- Directed by: Lloyd Kaufman
- Written by: Robert Schacteland; Lloyd Kaufman;
- Produced by: Lloyd Kaufman
- Starring: Gretchen Herman; Beverly Galley; Tim McClean; Judith Dresh; Letha Baker;
- Cinematography: Lloyd Kaufman
- Music by: Jake Thompson; Lloyd Kaufman;
- Distributed by: Troma Entertainment
- Release date: 1969;
- Running time: 66 minutes
- Country: United States
- Language: English
- Budget: $2,000

= The Girl Who Returned =

The Girl Who Returned is a 1969 American comedy film, notable as the directorial debut of Lloyd Kaufman, future co-founder and president of Troma Entertainment. It was made during his sophomore year at Yale University.

==Plot==
The story is set in an alternate reality in which the world is made up of just two countries: Luxembourg and Mongolia. Luxembourg is inhabited only by women and Mongolia only by men. Every four years, the two countries hold an Olympics competition to determine the supremacy of the world.

==Overview==
The film was shot on a Bolex camera which did not have a sound sync and could only record forty seconds at a time. The film features a rare cameo from Troma co-founder Michael Herz and his wife Maris.

What the film lacked in a coherent plot, it made up for in endless gratuitous shots of scantily clad women exercising. The film received negative reviews from campus newspapers and Lloyd Kaufman himself described the film as "boring", going so far as to say that, like the infinite monkey theorem, "if you put two monkeys in a room with movie cameras they will make The Girl Who Returned in twelve days."

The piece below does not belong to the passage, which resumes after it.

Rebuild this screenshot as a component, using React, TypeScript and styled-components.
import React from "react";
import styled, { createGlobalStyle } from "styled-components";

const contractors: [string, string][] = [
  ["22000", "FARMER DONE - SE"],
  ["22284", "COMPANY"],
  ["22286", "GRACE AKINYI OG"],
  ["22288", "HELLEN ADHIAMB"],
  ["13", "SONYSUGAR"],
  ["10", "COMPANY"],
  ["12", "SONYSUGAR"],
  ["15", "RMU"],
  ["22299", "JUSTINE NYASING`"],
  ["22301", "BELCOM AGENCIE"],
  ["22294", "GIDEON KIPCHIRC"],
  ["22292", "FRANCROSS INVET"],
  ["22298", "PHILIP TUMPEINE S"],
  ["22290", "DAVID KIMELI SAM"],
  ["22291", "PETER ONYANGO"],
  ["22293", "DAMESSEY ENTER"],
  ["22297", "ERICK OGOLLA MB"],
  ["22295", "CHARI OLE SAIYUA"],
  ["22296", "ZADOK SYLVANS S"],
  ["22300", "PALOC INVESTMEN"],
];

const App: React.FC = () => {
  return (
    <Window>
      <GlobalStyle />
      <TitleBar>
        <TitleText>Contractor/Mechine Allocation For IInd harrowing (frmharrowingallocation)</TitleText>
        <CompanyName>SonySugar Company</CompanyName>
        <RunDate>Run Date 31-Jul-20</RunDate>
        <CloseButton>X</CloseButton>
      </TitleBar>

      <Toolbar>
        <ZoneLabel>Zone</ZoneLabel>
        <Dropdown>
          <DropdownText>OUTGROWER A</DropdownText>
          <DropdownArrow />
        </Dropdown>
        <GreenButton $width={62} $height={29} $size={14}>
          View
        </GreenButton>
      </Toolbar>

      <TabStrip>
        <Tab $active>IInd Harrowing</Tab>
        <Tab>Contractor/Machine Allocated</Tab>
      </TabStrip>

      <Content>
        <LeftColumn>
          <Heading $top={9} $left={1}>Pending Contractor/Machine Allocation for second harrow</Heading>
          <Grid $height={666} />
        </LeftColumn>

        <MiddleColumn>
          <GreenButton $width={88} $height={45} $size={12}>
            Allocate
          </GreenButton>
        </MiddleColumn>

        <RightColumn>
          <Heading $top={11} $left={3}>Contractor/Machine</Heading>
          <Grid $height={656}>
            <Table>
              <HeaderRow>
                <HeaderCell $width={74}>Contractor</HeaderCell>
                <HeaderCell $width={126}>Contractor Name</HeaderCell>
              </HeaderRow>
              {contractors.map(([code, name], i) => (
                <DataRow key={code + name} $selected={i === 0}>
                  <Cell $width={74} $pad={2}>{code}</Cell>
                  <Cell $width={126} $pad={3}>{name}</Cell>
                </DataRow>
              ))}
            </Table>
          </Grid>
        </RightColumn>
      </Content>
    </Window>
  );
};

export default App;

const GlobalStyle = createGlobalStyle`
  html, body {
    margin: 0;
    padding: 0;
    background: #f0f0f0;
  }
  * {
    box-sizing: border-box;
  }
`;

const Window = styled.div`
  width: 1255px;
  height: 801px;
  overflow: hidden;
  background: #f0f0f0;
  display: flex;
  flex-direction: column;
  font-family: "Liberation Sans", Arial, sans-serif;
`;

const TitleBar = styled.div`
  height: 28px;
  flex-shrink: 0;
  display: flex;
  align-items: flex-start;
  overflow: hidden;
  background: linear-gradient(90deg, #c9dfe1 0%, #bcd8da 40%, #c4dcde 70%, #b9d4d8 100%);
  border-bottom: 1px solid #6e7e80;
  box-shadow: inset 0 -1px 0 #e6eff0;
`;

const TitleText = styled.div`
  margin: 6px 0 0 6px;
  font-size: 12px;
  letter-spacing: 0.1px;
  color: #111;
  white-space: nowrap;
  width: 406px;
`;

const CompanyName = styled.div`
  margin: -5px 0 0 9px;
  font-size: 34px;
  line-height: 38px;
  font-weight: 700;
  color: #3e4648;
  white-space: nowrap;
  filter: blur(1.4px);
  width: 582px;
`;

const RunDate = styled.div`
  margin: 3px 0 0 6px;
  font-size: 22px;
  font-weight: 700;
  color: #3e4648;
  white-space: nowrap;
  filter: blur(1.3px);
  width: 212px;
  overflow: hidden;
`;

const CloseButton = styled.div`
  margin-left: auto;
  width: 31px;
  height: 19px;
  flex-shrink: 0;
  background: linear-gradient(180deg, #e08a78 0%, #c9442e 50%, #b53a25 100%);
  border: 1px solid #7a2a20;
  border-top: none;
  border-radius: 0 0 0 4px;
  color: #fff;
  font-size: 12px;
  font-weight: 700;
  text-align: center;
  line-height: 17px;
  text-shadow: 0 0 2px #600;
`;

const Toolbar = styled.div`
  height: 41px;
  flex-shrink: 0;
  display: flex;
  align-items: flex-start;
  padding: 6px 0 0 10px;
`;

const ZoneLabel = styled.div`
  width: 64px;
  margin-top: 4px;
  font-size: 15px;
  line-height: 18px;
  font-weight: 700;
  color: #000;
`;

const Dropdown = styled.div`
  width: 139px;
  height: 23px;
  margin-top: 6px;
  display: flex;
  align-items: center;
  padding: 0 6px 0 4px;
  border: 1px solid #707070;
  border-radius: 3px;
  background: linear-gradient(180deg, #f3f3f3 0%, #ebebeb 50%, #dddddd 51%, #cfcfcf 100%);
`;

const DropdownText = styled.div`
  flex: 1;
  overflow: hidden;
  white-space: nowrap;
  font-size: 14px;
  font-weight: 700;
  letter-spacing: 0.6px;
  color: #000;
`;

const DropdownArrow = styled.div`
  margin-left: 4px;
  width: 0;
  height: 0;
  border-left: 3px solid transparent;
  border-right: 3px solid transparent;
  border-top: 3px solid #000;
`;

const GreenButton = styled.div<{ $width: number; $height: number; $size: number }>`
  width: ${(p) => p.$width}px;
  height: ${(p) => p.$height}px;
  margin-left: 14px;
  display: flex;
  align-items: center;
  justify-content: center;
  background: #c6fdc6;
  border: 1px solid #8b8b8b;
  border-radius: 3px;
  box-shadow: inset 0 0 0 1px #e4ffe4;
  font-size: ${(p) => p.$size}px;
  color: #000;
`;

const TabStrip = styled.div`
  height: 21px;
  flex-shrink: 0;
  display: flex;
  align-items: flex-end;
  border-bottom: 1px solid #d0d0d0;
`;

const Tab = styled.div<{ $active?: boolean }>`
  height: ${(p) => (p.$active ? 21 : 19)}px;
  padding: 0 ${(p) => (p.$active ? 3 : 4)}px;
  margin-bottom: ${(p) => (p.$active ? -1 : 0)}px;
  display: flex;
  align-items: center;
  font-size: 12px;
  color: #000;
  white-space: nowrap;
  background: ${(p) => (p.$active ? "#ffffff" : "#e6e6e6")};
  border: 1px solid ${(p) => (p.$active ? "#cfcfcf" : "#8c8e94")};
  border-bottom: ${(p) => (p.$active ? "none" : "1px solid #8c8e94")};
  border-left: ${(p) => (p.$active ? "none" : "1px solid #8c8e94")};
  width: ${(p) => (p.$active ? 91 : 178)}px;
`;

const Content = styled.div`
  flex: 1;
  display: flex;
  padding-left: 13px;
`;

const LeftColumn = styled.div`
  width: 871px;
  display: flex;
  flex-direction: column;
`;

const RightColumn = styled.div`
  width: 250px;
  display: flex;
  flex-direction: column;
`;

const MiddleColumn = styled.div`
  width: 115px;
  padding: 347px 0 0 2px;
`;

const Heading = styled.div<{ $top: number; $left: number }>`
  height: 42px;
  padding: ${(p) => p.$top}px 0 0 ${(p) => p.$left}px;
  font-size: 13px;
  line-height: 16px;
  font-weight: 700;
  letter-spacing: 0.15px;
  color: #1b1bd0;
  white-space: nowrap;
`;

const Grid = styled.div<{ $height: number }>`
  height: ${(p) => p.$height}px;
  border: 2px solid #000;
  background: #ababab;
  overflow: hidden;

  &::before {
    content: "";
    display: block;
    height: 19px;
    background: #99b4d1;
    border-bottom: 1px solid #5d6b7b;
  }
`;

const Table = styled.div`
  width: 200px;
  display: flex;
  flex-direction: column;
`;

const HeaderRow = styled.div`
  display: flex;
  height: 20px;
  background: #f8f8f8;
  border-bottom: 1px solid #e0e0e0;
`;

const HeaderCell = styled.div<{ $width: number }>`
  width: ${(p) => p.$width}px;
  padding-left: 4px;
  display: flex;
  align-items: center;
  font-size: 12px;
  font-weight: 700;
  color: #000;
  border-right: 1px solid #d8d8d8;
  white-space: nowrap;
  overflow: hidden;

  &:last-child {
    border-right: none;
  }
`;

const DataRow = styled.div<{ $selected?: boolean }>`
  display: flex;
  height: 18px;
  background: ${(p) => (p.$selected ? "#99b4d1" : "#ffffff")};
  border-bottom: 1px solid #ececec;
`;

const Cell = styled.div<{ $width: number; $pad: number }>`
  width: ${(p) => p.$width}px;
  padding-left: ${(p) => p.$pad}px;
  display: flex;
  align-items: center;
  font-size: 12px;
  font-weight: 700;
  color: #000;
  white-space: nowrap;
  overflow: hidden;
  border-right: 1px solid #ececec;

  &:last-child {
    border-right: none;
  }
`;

Filmed on a budget of $2,000, The Girl Who Returned made a profit from dollar screenings at Yale and other colleges. Other than these showings, the film was not released commercially until 2009, as an easter egg on The Sexy Box, a DVD boxset of Squeeze Play!, Waitress!, Stuck on You!, and The First Turn-On!.

In December 2016, the film made its debut on the Troma Now streaming service.